— BEGIN Items —
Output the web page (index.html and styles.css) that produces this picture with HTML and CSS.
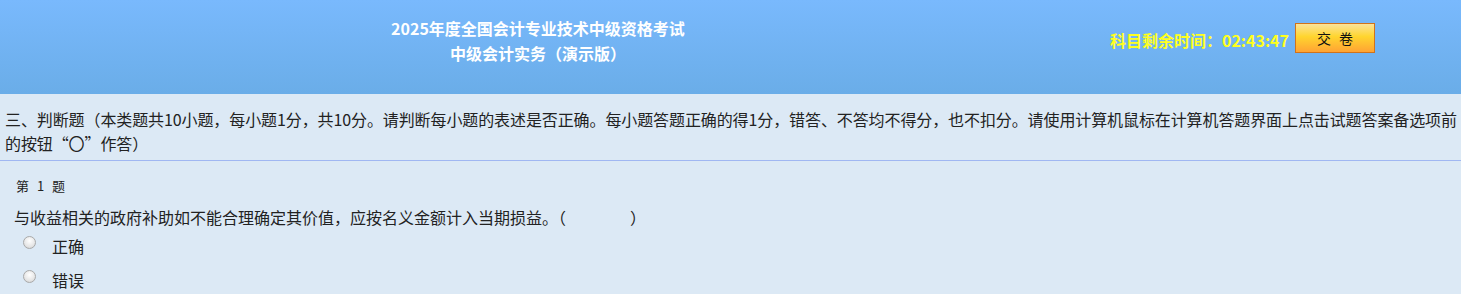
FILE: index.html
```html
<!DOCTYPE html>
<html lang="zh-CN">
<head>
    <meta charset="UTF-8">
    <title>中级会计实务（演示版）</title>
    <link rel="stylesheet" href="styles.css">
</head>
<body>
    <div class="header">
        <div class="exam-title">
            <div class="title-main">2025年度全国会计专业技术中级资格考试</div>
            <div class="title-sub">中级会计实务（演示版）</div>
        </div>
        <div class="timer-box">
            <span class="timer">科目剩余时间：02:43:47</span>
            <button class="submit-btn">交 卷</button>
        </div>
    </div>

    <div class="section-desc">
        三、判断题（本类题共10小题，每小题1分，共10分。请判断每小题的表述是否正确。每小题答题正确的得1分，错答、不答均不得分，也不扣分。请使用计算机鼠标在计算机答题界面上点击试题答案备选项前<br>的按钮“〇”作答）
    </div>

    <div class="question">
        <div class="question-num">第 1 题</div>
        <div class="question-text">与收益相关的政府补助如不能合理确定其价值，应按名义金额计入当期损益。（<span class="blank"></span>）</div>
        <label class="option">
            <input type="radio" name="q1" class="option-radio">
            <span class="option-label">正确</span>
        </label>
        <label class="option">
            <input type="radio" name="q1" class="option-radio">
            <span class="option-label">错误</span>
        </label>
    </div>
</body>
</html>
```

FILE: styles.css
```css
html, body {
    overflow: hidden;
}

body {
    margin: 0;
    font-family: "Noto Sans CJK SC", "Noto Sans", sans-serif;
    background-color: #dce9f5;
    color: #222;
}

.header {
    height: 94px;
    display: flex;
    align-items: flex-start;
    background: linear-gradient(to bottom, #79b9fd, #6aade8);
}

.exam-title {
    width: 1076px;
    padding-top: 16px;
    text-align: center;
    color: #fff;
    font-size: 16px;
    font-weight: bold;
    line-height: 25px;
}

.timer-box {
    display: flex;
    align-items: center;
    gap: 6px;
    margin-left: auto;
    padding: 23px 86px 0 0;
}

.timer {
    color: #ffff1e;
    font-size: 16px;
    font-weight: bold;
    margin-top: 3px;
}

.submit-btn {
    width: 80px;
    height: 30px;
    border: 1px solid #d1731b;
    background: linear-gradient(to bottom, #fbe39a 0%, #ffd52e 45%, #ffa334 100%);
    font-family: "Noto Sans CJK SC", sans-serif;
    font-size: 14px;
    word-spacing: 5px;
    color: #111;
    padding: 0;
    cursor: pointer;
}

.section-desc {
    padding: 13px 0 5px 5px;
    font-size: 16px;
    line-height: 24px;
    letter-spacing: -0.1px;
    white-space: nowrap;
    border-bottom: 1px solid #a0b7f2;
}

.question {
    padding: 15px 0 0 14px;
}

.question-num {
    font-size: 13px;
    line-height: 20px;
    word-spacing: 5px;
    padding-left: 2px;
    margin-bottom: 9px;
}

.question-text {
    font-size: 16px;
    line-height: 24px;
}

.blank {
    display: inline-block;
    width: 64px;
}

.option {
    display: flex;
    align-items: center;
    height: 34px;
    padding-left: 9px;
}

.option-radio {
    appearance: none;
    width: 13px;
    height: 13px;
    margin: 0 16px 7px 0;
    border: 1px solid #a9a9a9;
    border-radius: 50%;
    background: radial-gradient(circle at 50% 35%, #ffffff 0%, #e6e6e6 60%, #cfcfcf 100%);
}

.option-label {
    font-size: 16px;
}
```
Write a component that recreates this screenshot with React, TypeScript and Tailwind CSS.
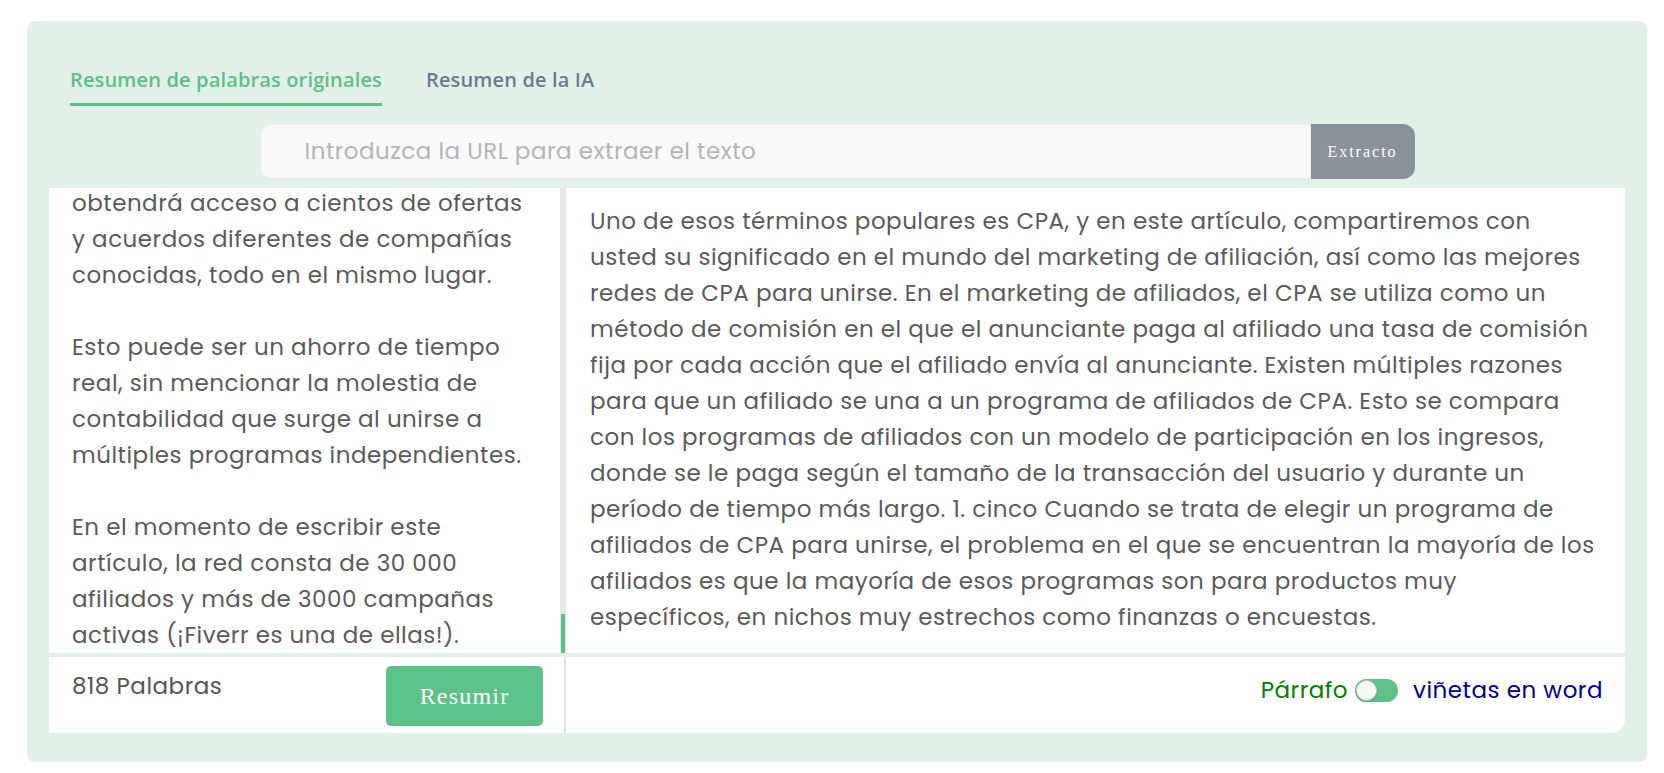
— END Items —
* **To be done**
In the records above, how many lines include "index"? Give that number and nothing more.

* **Task response**
2